Lula welcomed the General Assembly`s decision last week to begin inter-governmental talks on expanding the powerful Security Council no later than next February 28.

The thorny issue of how to enlarge a body that has remained largely unchanged since the establishment of the United Nations in 1945 has for years divided the UN membership.

The council currently has 10 rotating, non-permanent members and five, veto-wielding permanent ones (China, United States, France, Britain and Russia).

Lula also stressed that "The economic international institutions today have neither the authority nor the instruments they need to stop the anarchy of speculation."

"We must rebuild them on an entirely new basis," he added. In the past Lula has called for institutions such as the International Monetary Fund and the World Bank to be more responsive to the needs of developing economies.

Just four months before he leaves office at the end of his eight-year run at the White House, Bush also accused Syria and Iran of backing terrorism and leveled some of his toughest-yet criticism at Moscow over its war with Georgia.
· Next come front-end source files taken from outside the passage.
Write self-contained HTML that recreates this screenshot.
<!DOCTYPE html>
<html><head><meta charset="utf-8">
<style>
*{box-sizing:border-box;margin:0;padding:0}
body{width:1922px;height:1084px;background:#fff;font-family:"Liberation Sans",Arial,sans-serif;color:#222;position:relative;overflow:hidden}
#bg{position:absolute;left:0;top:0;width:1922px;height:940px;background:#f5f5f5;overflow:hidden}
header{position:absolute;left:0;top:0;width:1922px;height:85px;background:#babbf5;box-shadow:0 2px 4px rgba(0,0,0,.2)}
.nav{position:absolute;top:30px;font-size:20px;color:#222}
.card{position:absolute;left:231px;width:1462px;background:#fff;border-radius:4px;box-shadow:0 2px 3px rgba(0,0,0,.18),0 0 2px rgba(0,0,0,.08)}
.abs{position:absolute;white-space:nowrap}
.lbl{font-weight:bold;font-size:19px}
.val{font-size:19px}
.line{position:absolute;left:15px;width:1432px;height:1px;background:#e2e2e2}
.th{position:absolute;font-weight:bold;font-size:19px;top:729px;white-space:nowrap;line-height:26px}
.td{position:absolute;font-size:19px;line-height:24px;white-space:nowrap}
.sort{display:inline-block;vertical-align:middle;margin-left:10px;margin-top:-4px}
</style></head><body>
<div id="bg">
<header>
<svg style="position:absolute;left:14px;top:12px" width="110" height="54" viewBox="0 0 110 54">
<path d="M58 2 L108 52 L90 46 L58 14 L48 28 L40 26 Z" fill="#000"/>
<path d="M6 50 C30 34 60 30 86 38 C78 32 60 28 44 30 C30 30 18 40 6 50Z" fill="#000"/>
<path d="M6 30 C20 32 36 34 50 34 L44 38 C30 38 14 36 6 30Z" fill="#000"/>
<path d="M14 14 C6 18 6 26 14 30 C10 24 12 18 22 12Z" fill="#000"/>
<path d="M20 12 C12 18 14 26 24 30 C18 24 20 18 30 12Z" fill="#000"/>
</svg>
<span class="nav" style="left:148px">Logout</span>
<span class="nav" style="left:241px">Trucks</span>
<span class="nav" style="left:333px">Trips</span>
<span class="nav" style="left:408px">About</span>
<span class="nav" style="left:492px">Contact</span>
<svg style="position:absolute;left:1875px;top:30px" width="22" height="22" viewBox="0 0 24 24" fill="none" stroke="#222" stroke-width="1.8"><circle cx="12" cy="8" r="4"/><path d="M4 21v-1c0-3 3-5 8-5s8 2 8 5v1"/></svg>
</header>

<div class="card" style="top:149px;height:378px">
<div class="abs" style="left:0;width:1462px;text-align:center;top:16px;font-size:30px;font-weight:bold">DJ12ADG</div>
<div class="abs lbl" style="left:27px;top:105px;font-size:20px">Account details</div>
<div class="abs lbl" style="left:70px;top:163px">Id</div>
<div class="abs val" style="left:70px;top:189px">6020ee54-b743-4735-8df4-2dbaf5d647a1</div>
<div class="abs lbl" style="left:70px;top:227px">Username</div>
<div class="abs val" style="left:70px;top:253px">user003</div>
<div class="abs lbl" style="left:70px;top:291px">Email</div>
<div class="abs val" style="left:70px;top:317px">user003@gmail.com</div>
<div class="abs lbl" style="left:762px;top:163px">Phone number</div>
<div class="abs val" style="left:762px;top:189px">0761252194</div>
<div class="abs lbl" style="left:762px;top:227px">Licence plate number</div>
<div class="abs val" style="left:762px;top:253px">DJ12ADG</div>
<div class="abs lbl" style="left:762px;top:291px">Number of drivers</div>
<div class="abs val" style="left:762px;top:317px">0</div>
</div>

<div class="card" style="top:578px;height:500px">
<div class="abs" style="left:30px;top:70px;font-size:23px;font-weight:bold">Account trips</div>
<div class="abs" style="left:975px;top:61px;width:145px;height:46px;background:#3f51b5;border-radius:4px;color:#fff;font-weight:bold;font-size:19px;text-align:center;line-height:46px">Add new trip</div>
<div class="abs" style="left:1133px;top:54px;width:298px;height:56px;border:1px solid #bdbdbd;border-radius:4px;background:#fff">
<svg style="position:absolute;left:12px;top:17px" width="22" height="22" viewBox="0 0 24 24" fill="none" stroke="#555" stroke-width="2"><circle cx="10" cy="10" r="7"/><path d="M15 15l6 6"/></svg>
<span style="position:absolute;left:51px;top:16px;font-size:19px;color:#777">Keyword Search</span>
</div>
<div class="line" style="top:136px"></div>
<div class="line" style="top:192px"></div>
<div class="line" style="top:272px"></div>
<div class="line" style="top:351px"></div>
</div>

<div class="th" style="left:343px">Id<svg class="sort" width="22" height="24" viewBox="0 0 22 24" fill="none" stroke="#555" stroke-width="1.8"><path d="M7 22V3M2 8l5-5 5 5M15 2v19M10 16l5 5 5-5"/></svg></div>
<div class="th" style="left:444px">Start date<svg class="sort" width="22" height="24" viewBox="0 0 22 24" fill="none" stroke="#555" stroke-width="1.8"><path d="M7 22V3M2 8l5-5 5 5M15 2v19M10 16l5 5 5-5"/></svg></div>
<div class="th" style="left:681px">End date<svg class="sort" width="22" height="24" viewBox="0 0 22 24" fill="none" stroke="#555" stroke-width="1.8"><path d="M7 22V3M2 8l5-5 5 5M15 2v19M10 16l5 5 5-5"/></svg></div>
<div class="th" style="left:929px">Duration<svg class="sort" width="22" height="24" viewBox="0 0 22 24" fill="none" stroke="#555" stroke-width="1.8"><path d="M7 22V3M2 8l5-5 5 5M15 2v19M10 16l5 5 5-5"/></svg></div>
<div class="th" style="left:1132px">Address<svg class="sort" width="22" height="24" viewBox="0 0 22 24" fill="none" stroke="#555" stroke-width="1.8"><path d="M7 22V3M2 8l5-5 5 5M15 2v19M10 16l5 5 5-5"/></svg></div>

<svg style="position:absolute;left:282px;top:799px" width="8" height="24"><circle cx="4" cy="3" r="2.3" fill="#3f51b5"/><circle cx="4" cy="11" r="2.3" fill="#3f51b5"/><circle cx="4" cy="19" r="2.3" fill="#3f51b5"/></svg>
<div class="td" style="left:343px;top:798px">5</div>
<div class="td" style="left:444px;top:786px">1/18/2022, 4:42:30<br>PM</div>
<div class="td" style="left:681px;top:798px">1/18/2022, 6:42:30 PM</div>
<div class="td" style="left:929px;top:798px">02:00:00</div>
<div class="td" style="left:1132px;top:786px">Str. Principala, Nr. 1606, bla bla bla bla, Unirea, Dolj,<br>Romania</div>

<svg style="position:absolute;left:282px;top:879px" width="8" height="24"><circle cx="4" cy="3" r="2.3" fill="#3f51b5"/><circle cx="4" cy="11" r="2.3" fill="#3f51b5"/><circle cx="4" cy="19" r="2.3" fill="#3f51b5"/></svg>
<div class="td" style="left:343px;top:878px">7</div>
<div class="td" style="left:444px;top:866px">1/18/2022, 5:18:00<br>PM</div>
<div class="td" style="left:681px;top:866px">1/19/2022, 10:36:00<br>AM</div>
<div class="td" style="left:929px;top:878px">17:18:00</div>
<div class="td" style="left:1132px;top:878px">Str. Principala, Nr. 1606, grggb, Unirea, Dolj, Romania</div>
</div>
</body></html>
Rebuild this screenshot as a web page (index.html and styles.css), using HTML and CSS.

"The United Nations charter sets forth the equal rights of nations large and small. Russia`s invasion of Georgia was a violation of those words," he said, vowing to keep supporting the former Soviet republic`s territorial integrity.

The US leader also urged the world body to fully implement sanctions against North Korea and Iran over their nuclear programs, warning: "We must not relent until our people are safe from this threat to civilization."

Thursday, US Secretary of State Condoleezza Rice was due to meet with her counterparts from Britain, Russia, France, China and Germany on the margins of the assembly session to weigh prospects for a fourth round of sanctions against Iran over its refusal to halt sensitive nuclear fuel work.

Meanwhile, Serbian President Boris Tadic urged the Assembly Tuesday to back his country`s call for a ruling by the International Court of Justice on Kosovo`s unilateral independence from Belgrade.

Serbia last month submitted a request before the United Nations for an advisory ruling by the ICJ on Kosovo`s independence, saying the approach could serve as a model to settle other similar disputes.

Ethnic Albanian-majority Kosovo, a UN-run province of Serbia since 1999 when it was wrested from Belgrade`s control in a NATO air war, unilaterally seceded from Belgrade on February 17.

Its statehood has been recognized by 46 countries, including the United States and most European Union nations, but is opposed by Serbia and its Moscow ally.